Il presidente della Repubblica, Sergio Mattarella, ha espresso “ai suoi familiari e alla comunità ebraica di Roma esprimo sentimenti di vicinanza e cordoglio. Ho appreso con tristezza la notizia della scomparsa di Piero Terracina, ultimo tra i sopravvissuti della deportazione degli ebrei romani e testimone instancabile della memoria della Shoah”, si legge nella nota.
Piero era “un faro in tempi odio e negazionismo” per la presidente dell’Unione delle Comunità Ebraiche Italiane Noemi Di Segni che scrive: “Caro Piero, prendere commiato da te, dalla tua vita, dal tuo sorriso e dalla tua voce è straziante. Sei stato un gigante, un uomo formidabile capace di gettare il cuore oltre ogni ostacolo. (…) Continueremo in questo tuo cammino ad esigere verità e dignità per ogni essere che tu abbracciavi con la tua fede”.

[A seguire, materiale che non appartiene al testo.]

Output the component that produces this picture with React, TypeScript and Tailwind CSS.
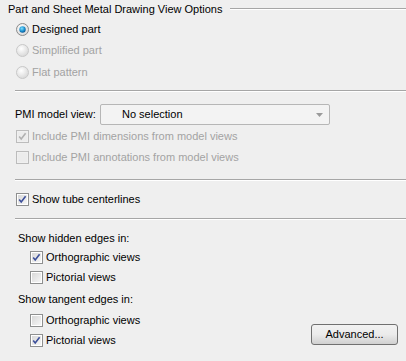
import React from "react";

const font = { fontFamily: '"Liberation Sans", Arial, sans-serif' };

function Radio({ checked, disabled }: { checked?: boolean; disabled?: boolean }) {
  return (
    <svg width="13" height="13" viewBox="0 0 13 13" className="shrink-0">
      <defs>
        <radialGradient id="rg1" cx="0.4" cy="0.35" r="0.7">
          <stop offset="0" stopColor="#ffffff" />
          <stop offset="1" stopColor={disabled ? "#e2e2e2" : "#d6d6d6"} />
        </radialGradient>
        <radialGradient id="rg2" cx="0.4" cy="0.35" r="0.7">
          <stop offset="0" stopColor="#7fe0ff" />
          <stop offset="0.6" stopColor="#1a8fcf" />
          <stop offset="1" stopColor="#0a4f8a" />
        </radialGradient>
      </defs>
      <circle cx="6.5" cy="6.5" r="6" fill="url(#rg1)" stroke={disabled ? "#c8c8c8" : "#8a8a8a"} strokeWidth="1" />
      {checked && <circle cx="6.5" cy="6.5" r="3.2" fill="url(#rg2)" />}
    </svg>
  );
}

function Check({ checked, disabled }: { checked?: boolean; disabled?: boolean }) {
  return (
    <svg width="13" height="13" viewBox="0 0 13 13" className="shrink-0">
      <defs>
        <linearGradient id="cg" x1="0" y1="0" x2="1" y2="1">
          <stop offset="0" stopColor="#d8d8d8" />
          <stop offset="1" stopColor="#f6f6f6" />
        </linearGradient>
      </defs>
      <rect x="0.5" y="0.5" width="12" height="12" fill={disabled ? "#f0f0f0" : "#ffffff"} stroke={disabled ? "#bcbcbc" : "#8e8f8f"} />
      <rect x="2" y="2" width="9" height="9" fill={disabled ? "#ececec" : "url(#cg)"} />
      {checked && (
        <path
          d="M3.2 6.6 L5.2 9 L9.6 3.2"
          fill="none"
          stroke={disabled ? "#b0b0b0" : "#3c4f9a"}
          strokeWidth="1.6"
          strokeLinejoin="miter"
        />
      )}
    </svg>
  );
}

function Sep({ indent }: { indent: string }) {
  return (
    <div className={`${indent} h-[2px] border-t border-[#a6a6a6] border-b border-b-white`} />
  );
}

export default function App() {
  return (
    <div className="w-[406px] h-[361px] bg-[#efefef] text-[11px] text-[#000] overflow-hidden whitespace-nowrap" style={font}>
      <div className="flex items-center h-[18px] pl-[8px]">
        <span className="leading-none">Part and Sheet Metal Drawing View Options</span>
        <div className="flex-1 ml-[8px] h-[2px] border-t border-[#a6a6a6] border-b border-b-white" />
      </div>
      <div className="flex flex-col pl-[16px]">
        <div className="flex items-center h-[22px] gap-[3px]">
          <Radio checked />
          <span>Designed part</span>
        </div>
        <div className="flex items-center h-[21px] gap-[3px] text-[#a3a3a3]">
          <Radio disabled />
          <span>Simplified part</span>
        </div>
        <div className="flex items-center h-[22px] gap-[3px] text-[#a3a3a3]">
          <Radio disabled />
          <span>Flat pattern</span>
        </div>
      </div>
      <div className="mt-[7px]">
        <Sep indent="ml-[15px]" />
      </div>
      <div className="flex items-center pl-[15px] mt-[12px] h-[21px]">
        <span className="w-[85px]">PMI model view:</span>
        <div className="w-[230px] h-[21px] border border-[#b6b6b6] rounded-[2px] bg-[#f3f3f3] flex items-center pl-[21px] pr-[6px]">
          <span className="flex-1">No selection</span>
          <svg width="7" height="4" viewBox="0 0 7 4">
            <path d="M0 0 H7 L3.5 4 Z" fill="#9a9a9a" />
          </svg>
        </div>
      </div>
      <div className="flex flex-col pl-[16px] mt-[1px] text-[#a3a3a3]">
        <div className="flex items-center h-[21px] gap-[3px]">
          <Check checked disabled />
          <span>Include PMI dimensions from model views</span>
        </div>
        <div className="flex items-center h-[21px] gap-[3px]">
          <Check disabled />
          <span>Include PMI annotations from model views</span>
        </div>
      </div>
      <div className="mt-[11px]">
        <Sep indent="ml-[15px]" />
      </div>
      <div className="flex items-center pl-[16px] mt-[8px] h-[21px] gap-[3px]">
        <Check checked />
        <span>Show tube centerlines</span>
      </div>
      <div className="mt-[8px]">
        <Sep indent="ml-[15px]" />
      </div>
      <div className="pl-[18px] mt-[9px] h-[18px] flex items-center">Show hidden edges in:</div>
      <div className="flex flex-col pl-[30px]">
        <div className="flex items-center h-[20px] gap-[3px]">
          <Check checked />
          <span>Orthographic views</span>
        </div>
        <div className="flex items-center h-[21px] gap-[3px]">
          <Check />
          <span>Pictorial views</span>
        </div>
      </div>
      <div className="pl-[18px] h-[22px] flex items-center">Show tangent edges in:</div>
      <div className="flex items-end pr-[8px]">
        <div className="flex flex-col pl-[30px] flex-1">
          <div className="flex items-center h-[20px] gap-[3px]">
            <Check />
            <span>Orthographic views</span>
          </div>
          <div className="flex items-center h-[21px] gap-[3px]">
            <Check checked />
            <span>Pictorial views</span>
          </div>
        </div>
        <button className="w-[87px] h-[21px] mb-[6px] border border-[#707070] rounded-[3px] bg-gradient-to-b from-[#f2f2f2] via-[#ebebeb] to-[#d0d0d0] text-[11px] leading-none flex items-center justify-center">
          Advanced...
        </button>
      </div>
    </div>
  );
}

Dal mondo della politica, anche il Premier Conte ha ricordato la scomparsa del testimone della Shoah: “Primo Levi ammoniva di non togliere il segnalibro della memoria dalla pagina dell’Olocausto – si legge nel tweet – Addio a #PieroTerracina, la sua testimonianza su Auschwitz è memoria collettiva: un patrimonio che ora tocca a noi alimentare perché possa trasmettersi anche alle future generazioni”.
“”Le sue parole continueranno a vivere negli occhi dei tanti ragazzi che ha incontrato in questi anni. Piero era una persona libera anche nel denunciare omissioni e silenzi di questi anni. Il suo rigore, il suo dolore, la sua inquietudine nel vedere il ritorno di segnali pericolosi devono essere per noi spinta all’impegno”, ha scritto invece il segretario del Partito Democratico Nicola Zingaretti. Sono solo alcuni dei tantissimi messaggi pubblicati in ricordo di Piero Terracina, a dimostrazione di quanto fosse significativa la sua vita, la sua memoria e la sua testimonianza. Perché “se comprendere è impossibile, conoscere è necessario, perché ciò che è accaduto può ritornare, le coscienze possono nuovamente essere sedotte ed oscurate: anche le nostre”, diceva Primo Levi.